Myles then took the mic. She laughed and said she felt comfortable with Kurtz’s description of her as “ridiculous.” She explained how The Importance of Being Iceland is a sort of “secret-history” that most of her readers don’t know about. Some of these essays were written for publications that never came through, some for blogs, and some just for Myles’s own creative enjoyment.
She then proceeded to read her essay, “On the Road with Bjork.” In the essay, she is in Iceland, driving to a Bjork concert. On the way, she gets into an accident. “It’s you! It was Taylor gaping at me. I was hit by a friend. It felt like good luck, not bad, certainly that we were okay, but even more that we chose to have an accident together. I am still awaiting the significance of this incident.”
She also read her essay “A Recipe for Lesbian Brain,” “Taylor Meade’s Apartment,” and a couple of blog posts and art criticisms. After the reading, there was a question and answer period. Kurtz asked about her “non sequitur” and if it take a lot of effort to write that way or if it’s what’s going on in her head. Myles said that the hard part is “to get back” from all the tangents she goes off on. “The road is littered like Taylor’s apartment.” Her sloppiness is her intention. She “juggle[s] it so you don’t get completely lost.” Myles said, “The reader should get nervous, but not very nervous. The darkness, the banishment is okay.”
Kurtz also asked Myles how she got involved in art criticism. She explained how she always loved art and how it had an energy outside of poetry. She quoted one of her friends who told her, “Don’t be a loser drug addict poet. Be an art-critic poet.”

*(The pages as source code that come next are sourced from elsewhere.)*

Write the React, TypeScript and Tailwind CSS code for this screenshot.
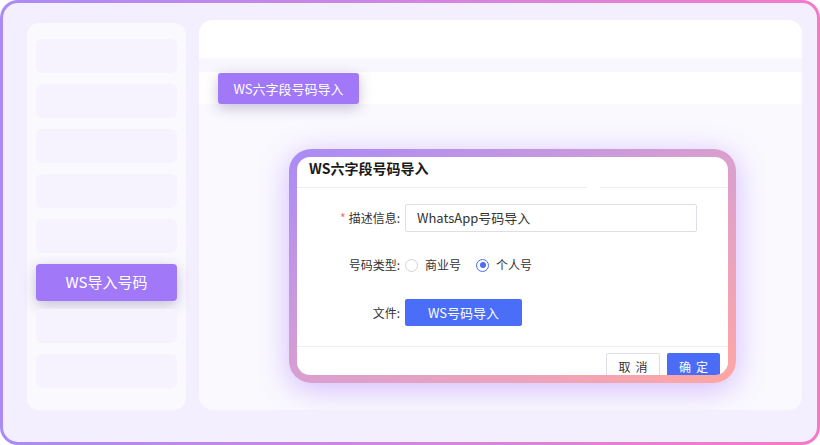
import React from "react";

const font = { fontFamily: '"Noto Sans CJK SC", "Noto Sans", sans-serif' };

function Radio({ checked, label }: { checked?: boolean; label: string }) {
  return (
    <div className="flex items-center gap-[7px]">
      <span
        className={`w-[13px] h-[13px] rounded-full border flex items-center justify-center bg-white ${
          checked ? "border-[#4a6cf7]" : "border-[#d4d4d8]"
        }`}
      >
        {checked && <span className="w-[6px] h-[6px] rounded-full bg-[#4a6cf7]" />}
      </span>
      <span className="text-[12px] text-[#333]">{label}</span>
    </div>
  );
}

export default function App() {
  const items = [0, 1, 2, 3, 4];
  return (
    <div className="w-[820px] h-[445px] bg-white" style={font}>
      <div className="w-full h-full rounded-[18px] p-[3px] bg-linear-to-r from-[#a98bf6] via-[#d185e2] to-[#f47ac8]">
        {/* Page */}
        <div className="w-full h-full rounded-[15px] bg-[#f4effe] flex gap-[13px] pl-[24px] pr-[15px] pt-[17px] pb-[32px]">
          {/* Sidebar */}
          <div className="w-[159px] mt-[3px] rounded-[12px] bg-[#faf9fe] pt-[16px] px-[9px] flex flex-col gap-[11px]">
            {items.map((i) => (
              <div key={i} className="h-[34px] rounded-[6px] bg-[#f6f3fe]" />
            ))}
            <div className="h-[37px] -mb-[3px] rounded-[4px] bg-[#a078f8] flex items-center justify-center text-white text-[15px] shadow-[0_4px_14px_rgba(60,40,110,0.28)]">
              WS导入号码
            </div>
            <div className="h-[34px] rounded-[6px] bg-[#f6f3fe]" />
            <div className="h-[34px] rounded-[6px] bg-[#f6f3fe]" />
          </div>

          {/* Main panel */}
          <div className="flex-1 rounded-[14px] bg-[#faf9fe] overflow-hidden flex flex-col">
            <div className="h-[38px] bg-white" />
            <div className="h-[14px] bg-[#f8f6fe]" />
            <div className="h-[32px] bg-white">
              <div className="ml-[19px] mt-[1px] w-[141px] h-[31px] rounded-[3px] bg-[#a078f8] flex items-center justify-center text-white text-[13px] shadow-[0_4px_14px_rgba(60,40,110,0.28)]">
                WS六字段号码导入
              </div>
            </div>

            <div className="flex-1 pl-[90px] pt-[45px]">
              {/* Dialog */}
              <div className="w-[447px] h-[234px] rounded-[22px] p-[8px] bg-linear-to-br from-[#a98af7] via-[#d99fcf] to-[#ffa6a2] shadow-[0_6px_30px_rgba(165,110,255,0.45)]">
                <div className="w-full h-full rounded-[13px] bg-white overflow-hidden flex flex-col">
                  <div className="h-[30px] shrink-0 pl-[12px] flex items-start">
                    <span className="text-[14px] font-bold text-[#1a1a1a] leading-[20px] mt-[1px]">
                      WS六字段号码导入
                    </span>
                  </div>
                  {/* divider with a small gap */}
                  <div className="flex h-px shrink-0">
                    <div className="w-[290px] bg-[#eeeef2]" />
                    <div className="w-[13px]" />
                    <div className="flex-1 bg-[#eeeef2]" />
                  </div>

                  <div className="flex flex-col pt-[16px] gap-[19px]">
                    <div className="flex items-center h-[28px]">
                      <div className="w-[103px] text-right text-[12px] text-[#333]">
                        <span className="text-[#f56c6c] mr-[3px]">*</span>描述信息:
                      </div>
                      <div className="ml-[5px] w-[292px] h-[28px] border border-[#dcdfe6] rounded-[2px] flex items-center pl-[11px] text-[13px] text-[#333]">
                        WhatsApp号码导入
                      </div>
                    </div>

                    <div className="flex items-center h-[28px]">
                      <div className="w-[103px] text-right text-[12px] text-[#333]">号码类型:</div>
                      <div className="ml-[5px] flex items-center gap-[15px]">
                        <Radio label="商业号" />
                        <Radio checked label="个人号" />
                      </div>
                    </div>

                    <div className="flex items-center h-[27px] mt-[1px]">
                      <div className="w-[103px] text-right text-[12px] text-[#333]">文件:</div>
                      <div className="ml-[5px] w-[117px] h-[27px] rounded-[2px] bg-[#4a6ef8] flex items-center justify-center text-white text-[13px]">
                        WS号码导入
                      </div>
                    </div>
                  </div>

                  <div className="mt-[20px] border-t border-[#eeeef2] flex justify-end gap-[7px] pr-[8px] pt-[6px]">
                    <div className="w-[54px] h-[28px] border border-[#dcdfe6] rounded-[2px] flex items-center justify-center text-[12px] text-[#333] tracking-[5px] pl-[5px]">
                      取消
                    </div>
                    <div className="w-[53px] h-[28px] rounded-[2px] bg-[#4a6cf7] flex items-center justify-center text-[12px] text-white tracking-[5px] pl-[5px]">
                      确定
                    </div>
                  </div>
                </div>
              </div>
            </div>
          </div>
        </div>
      </div>
    </div>
  );
}
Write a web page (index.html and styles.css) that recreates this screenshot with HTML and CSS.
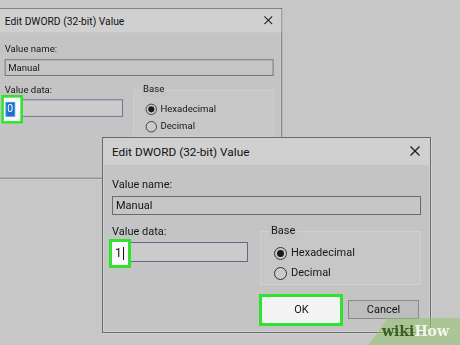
FILE: index.html
```html
<!DOCTYPE html>
<html>
<head>
<meta charset="utf-8">
<link rel="stylesheet" href="styles.css">
</head>
<body>
<div class="desk">
  <div class="dlg back">
    <div class="titlebar">
      <span class="title">Edit DWORD (32-bit) Value</span>
      <svg class="close" viewBox="0 0 10 10"><path d="M0.5 0.5L9.5 9.5M9.5 0.5L0.5 9.5"/></svg>
    </div>
    <div class="body">
      <div class="label">Value name:</div>
      <div class="field name">Manual</div>
      <div class="row">
        <div class="col-data">
          <div class="label">Value data:</div>
          <div class="field data">
            <span class="hl hl-sel"><span class="sel">0</span></span>
          </div>
        </div>
        <div class="base">
          <span class="legend">Base</span>
          <div class="radio on"><span class="dot"></span>Hexadecimal</div>
          <div class="radio"><span class="dot"></span>Decimal</div>
        </div>
      </div>
    </div>
  </div>

  <div class="dlg front">
    <div class="titlebar">
      <span class="title">Edit DWORD (32-bit) Value</span>
      <svg class="close" viewBox="0 0 10 10"><path d="M0.5 0.5L9.5 9.5M9.5 0.5L0.5 9.5"/></svg>
    </div>
    <div class="body">
      <div class="label">Value name:</div>
      <div class="field name">Manual</div>
      <div class="row">
        <div class="col-data">
          <div class="label">Value data:</div>
          <div class="field data">
            <span class="hl hl-one">1<span class="caret"></span></span>
          </div>
        </div>
        <div class="base">
          <span class="legend">Base</span>
          <div class="radio on"><span class="dot"></span>Hexadecimal</div>
          <div class="radio"><span class="dot"></span>Decimal</div>
        </div>
      </div>
      <div class="buttons">
        <span class="btn ok"><span class="ring"></span>OK</span>
        <span class="btn">Cancel</span>
      </div>
    </div>
  </div>

  <div class="wm"><span class="wiki">wiki</span><span class="how">How</span></div>
</div>
</body>
</html>
```

FILE: styles.css
```css
* { box-sizing: border-box; }
html, body { margin: 0; padding: 0; }
body { background: #c8c8c8; width: 460px; height: 345px; overflow: hidden; }

.desk {
  position: relative;
  width: 460px;
  height: 345px;
  background: #c7c7c7;
  font-family: Roboto, "Noto Sans", sans-serif;
  color: #141414;
  overflow: hidden;
}

.dlg {
  position: absolute;
  width: 329px;
  height: 196px;
  background: #c4c4c4;
  border: 1px solid #6a6a6a;
  box-shadow: inset 0 0 0 1px #d2d2d2, 1px 1px 0 #d4d4d4;
  display: flex;
  flex-direction: column;
}
.front { left: 102px; top: 137px; }
.back { left: -4px; top: 8px; transform: scale(0.87); transform-origin: 0 0; }

.titlebar {
  height: 27px;
  flex: none;
  background: #d0d0d0;
  display: flex;
  align-items: center;
  justify-content: space-between;
  padding: 0 10px 0 9px;
}
.title { font-size: 11.8px; line-height: 16px; color: #121212; }
.close { width: 10px; height: 10px; stroke: #1a1a1a; stroke-width: 1.2; fill: none; margin-top: -1px; }

.body { padding: 12px 0 0 9px; display: flex; flex-direction: column; }
.label { font-size: 11px; line-height: 16px; color: #161616; }
.field {
  border: 1px solid #6b6b6b;
  background: #c6c6c6;
  font-size: 11px;
  line-height: 17px;
  padding-left: 3px;
  color: #141414;
}
.name { width: 309px; height: 19px; margin-top: 3px; }

.row { display: flex; margin-top: 9px; }
.col-data { width: 136px; }
.data {
  position: relative;
  height: 20px;
  margin-top: 2px;
  border-color: #5d6a8a;
  background: #cbcbcb;
}

.hl {
  position: absolute;
  background: #fafafa;
  border: 3px solid #2fe22f;
  display: flex;
  align-items: center;
}
.hl-one { left: -4px; top: -4px; width: 22px; height: 29px; padding-left: 3px; font-size: 12px; color: #111; }
.caret { width: 1px; height: 13px; background: #111; margin-left: 1px; }
.hl-sel { left: -5px; top: -6px; width: 25px; height: 33px; padding-left: 2px; }
.sel { background: #1a6fd0; color: #fff; font-size: 12px; line-height: 15px; padding: 0 1px; border: 1px dotted #9cc4ef; }

.base {
  position: relative;
  margin-left: 12px;
  margin-top: 7px;
  width: 161px;
  height: 54px;
  border: 1px solid #d0d0d0;
  background: #c7c7c7;
  padding: 11px 0 0 13px;
}
.legend {
  position: absolute;
  left: 8px;
  top: -9px;
  font-size: 11px;
  line-height: 16px;
  padding: 0 2px;
  background: #c4c4c4;
  color: #161616;
}
.radio { display: flex; align-items: center; font-size: 11px; line-height: 16px; height: 20px; color: #161616; }
.dot {
  width: 13px; height: 13px;
  border: 1px solid #333;
  border-radius: 50%;
  margin-right: 4px;
  background: #cacaca;
  display: flex; align-items: center; justify-content: center;
}
.radio.on .dot::after {
  content: "";
  width: 7px; height: 7px; border-radius: 50%;
  background: #1a1a1a;
}

.buttons { display: flex; justify-content: flex-end; gap: 11px; margin-top: 15px; padding-right: 11px; }
.btn {
  position: relative;
  width: 71px; height: 19px;
  border: 1px solid #8a8a8a;
  background: #bdbdbd;
  font-size: 11px;
  line-height: 17px;
  text-align: center;
  color: #141414;
}
.btn.ok {
  background: #e4e4e4;
  border: 2px solid #1e64b8;
  line-height: 15px;
  z-index: 0;
}
.ring {
  position: absolute;
  left: -9px; top: -8px; right: -8px; bottom: -9px;
  border: 3px solid #2fe22f;
  background: #f4f4f4;
  z-index: -1;
}

.wm {
  position: absolute;
  right: 0; bottom: 0;
  width: 92px; height: 27px;
  background: rgba(150, 195, 110, 0.55);
  clip-path: polygon(20px 0, 100% 0, 100% 100%, 0 100%);
  font-family: "DejaVu Serif", "Liberation Serif", serif;
  font-weight: bold;
  font-size: 14px;
  line-height: 27px;
  padding-left: 14px;
}
.wiki { color: #3a5e24; }
.how { color: #f2f7ee; }
```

With regard to another audience member’s question, Myles discussed how life in California is different from life in New York City. In L.A, she used time in the car as writing time with her tape recorder. When she came back to New York, she had to learn how to write poetry in a New York way all over again. And when she did learn, her poems were different from the way they were pre-CA. When an audience member asked, “How do you know if a poem is finished?”, Myles quickly responded, “If it stops shaking.”
Seeing Eileen Myles read in person was an incredibly memorable experience. When she reads, she doesn’t just read. She performs. I agree with McNally Jackson’s event page, “Myles is a literary legend you’ll have to experience in person.” True, her writing stands very well on its own. But with her performance, it became so much more of an experience.
Just as with her essays, Myles went off on tangents when she spoke. At one point, she told the audience a story about how she thinks she had sex with an artist in the ‘70‘s who is now famous, or maybe it was his brother. Either way, it was freaky sex. She joked that maybe that’s why she became a lesbian: “I think I’ll be a lesbian. It can’t be any weirder than this.” Myles even had a sense of humor about herself. When a customer in the McNally Jackson Cafe walked off after her first essay, she just laughed it off and said, “Yea, this is nice, but I’m going to go now.”
I am very glad I got to see Myles read. She even signed my two books of hers, The Importance of Being Iceland and Sorry, Tree. Myles is a very talented writer, poet, and performer. The world should have more creative geniuses like her. Our city needs talent like hers.